1 degree CICE ice config
AK: Re CICE core count, 1 degree config has 241 cores. Wasting 20% of cpu time on 1 degree. Currently has 24 cores for CICE. Should reduce to 23? NH: Different for 1 degree, not using round-robin. Was playing with 1 degree. Assuming asn’t as bad with gadi, were wasting 11. Maybe just add or subtract a stripe to improve efficiency. Will take a look. Improve the SU efficiency a lot.
RF: fortran programs in /scratch/v45/raf599/masking which will work out the processors for MOM and CICE. Also a couple of FERRET scripts given a sample ICE distribution will tell you how much work is expected to be done for a round-robin distribution. Ok, so not quite valid. Will look at changing the script to support sect-robin. More of a dynamic thing for how a typical run might go. Performance changes seasonally. NH: Another thing we could do is get a more accurate calculation of work per block. Work per block is based on latitude. Higher latitude that block going to do more work. Can also give it a file specifying the work done. Is ice evenly distributed across latitudes? RF: Index space, and is variable. Maybe some sort of seasonal climatology, or an annual thing. AH: Seasonal would make sense. AH: Can give it a file with a time dimensions? RF: Have to tell it the file, use a script. Put it in a namelist, or get it to figure out. NH: Hard to know if it is worth the effort. AH: Start with a climatology and see if it makes a difference. Ice tends to stick to close to coastlines. Antarctic peninsula will have ice at higher latitudes than in Weddell Sea for example. Also in the Arctic the ice drains out at specific points. RF: Most variable southerly part is north of Japan, coming a fair way south near Sakhalin. Would have a few tiles there with low weight. NH: Hard to test, need to run a whole year, not just a 10 day run. Doing all scaling test with warm run in June. MW: CICE run time is proportional to amount of ice in ocean. There is a 10% seasonal variation. RF: sect-robin of small tiles tries to make sure each processor has work in northern and southern hemispheres. Others divide into northern and southern tiles. SlenderX2? NH: That is what we’re using for the 1 degree.

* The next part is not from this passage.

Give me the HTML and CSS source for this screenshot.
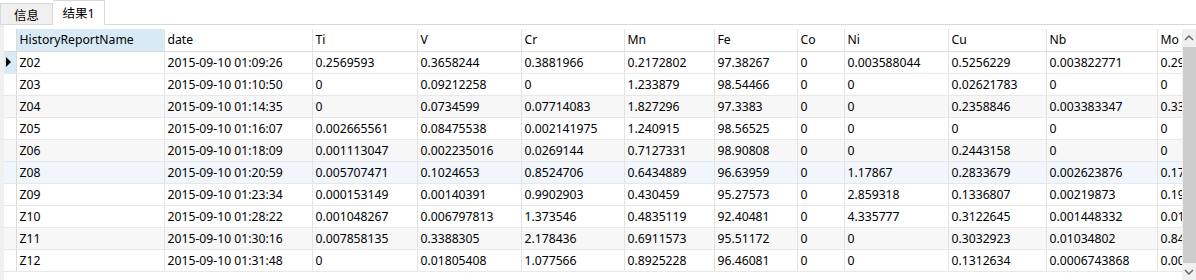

AH: Was getting the MOM jenkins tests running specifically to test the FMS pull request which uses subtree so you can switch in and out FMS versions easily. Very similar to what MW had already done. Just have to move a few files out of the FMS shared directory. When I did the tests it took me a week to find MW had already find all these bugs. When MW put in ulm reverted some changes to multithreaded reads and writes so the tests didn’t break. MW: Quasi-ulm. AH: Those changes were hard coded inside a MOM repo. MW: In the FMS code in MOM. AH: Not a separate FMS branch where they exist? MW: No. Maybe some clever git cherry-picking would work. MW: Has changed a lot since then. Unlikely MOM5 will every change FMS every again. AH: Intention was to be able to make changes in a separate fork. MW: Changes to your own FMS? Ok. Hopefully would have done it in a single commit. AH: Allowed those options but did nothing with them? MW: Don’t remember, sorry. AH: Yours and Rui’s changes are in an FMS branch? MW: Yes. Changes I did there would not be in shared dir of MOM5. Search for commits by me maybe. If you’re defining subtree wouldn’t you want the current version to be what is in shared dir right now? AH: Naively thought that was what ulm was. MW: I fixed some things, maybe bad logic, race conditions. There were problems. Not sure if I did them on FMS or MOM side. AH: Just these things not supported in namelist, not important. Will look and ask specific questions.
AH: Given Martin Dix latest 0.25 bathymetry for the ACCESS-CM2-025 configuration. Also need to generate regridding weights, will rely on latest scripts AK used for ACCESS-OM2-025. AK: Was issue with ESMF_RegridWeightGen relying on a fix from RF. Were you going to do a PR to the upstream RF? RF: You can put in the PR if you want. Just say it is coming from COSIMA.
MW: Regarding hosting MOM6 code in mom-ocean GitHub repo. Who is the caretaker of that group? AH: Probably me, as I’m paid to do it. Not sure. MW: Natural place to move the source code. They’re only hesitant because not sure if it is Australian property. Also wants complete freedom to add anything there, including other dependencies like CVMix and TEOS-10. AH: I think the more the better. Makes a more vital place. MW: So if Alistair comes back to me I can say it is ok? AH: Steve is probably the one to ask. MW: Steve is the one who is advocating for it. MW: They had a model of no central point, now they have five central points. NOAA-GFDL is now the central point. Helps to distance the code one organisation. Would be an advantage to be in a neutral space. COSIMA doesn’t have a say? AH: COSIMA has it’s own organisation, so no. AH: Just ask for Admin privileges. MW: You’re a reluctant caretaker? AH: NH just didn’t have time, so I stepped in and helped Steve with the website and stuff. Sounds great.